If you need separate wind or flood insurance, ask about bundling discounts. While these coverages often require separate policies, some insurers offer reduced rates when you purchase multiple policies from them.

When to Review Your Deductible

Life changes and market conditions may make it worthwhile to reassess your deductible:

  • After building equity: Once you own more of your home, you may have more financial flexibility to choose a higher deductible and lower premium.
  • When your emergency fund grows: If you’ve built substantial savings, you can afford a higher deductible without financial stress.
  • At policy renewal: Review your deductible options annually and compare the premium savings against your financial capacity.
  • After major home improvements: If you’ve increased your home’s value, your percentage-based deductibles may have grown significantly.

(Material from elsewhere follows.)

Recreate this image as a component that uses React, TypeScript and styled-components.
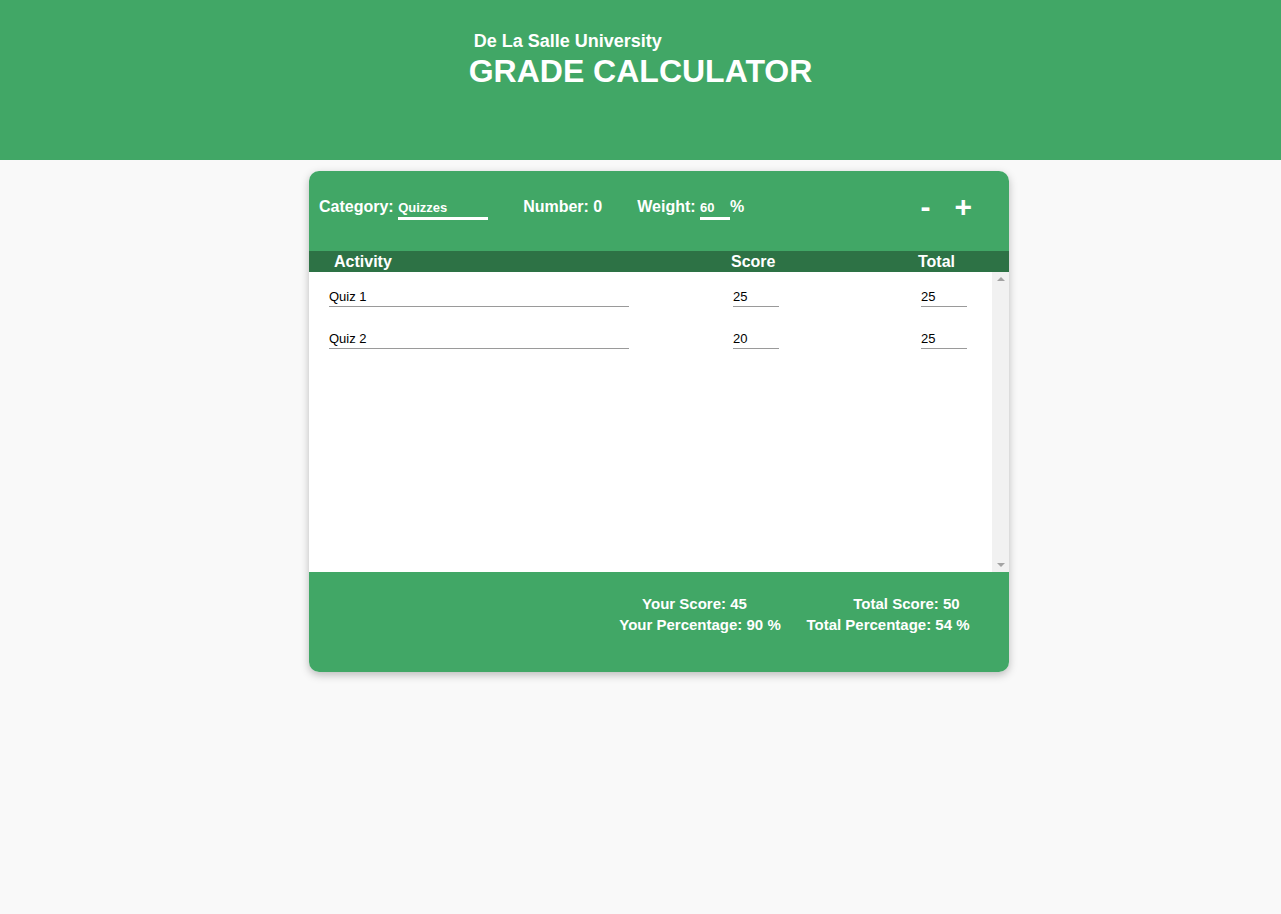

Finding Help and Resources

Contact Your State Insurance Department

If you have questions about deductibles allowed in your state or need help understanding your policy, contact your state insurance department. They can explain local regulations and help resolve disputes with your insurer.

Work With Your Insurance Agent

Your agent can walk you through deductible scenarios and help you understand the financial impact of different options. Ask them to provide premium quotes with various deductible amounts so you can make an informed comparison.

Document Your Coverage

Keep copies of your policy documents, declarations page, and any correspondence about deductibles in a safe place. If disaster strikes, you’ll need quick access to this information to understand your coverage and file your claim efficiently.

Make an Informed Decision

Your home insurance deductible represents a careful balance between affordable premiums and manageable out-of-pocket costs when you need to file a claim. Take time to understand all the deductibles in your policy—standard and special—and verify that you can comfortably afford them if disaster strikes.

Review your coverage annually, ask questions when terms aren’t clear, and adjust your deductibles as your financial situation evolves. The right deductible protects both your home and your budget.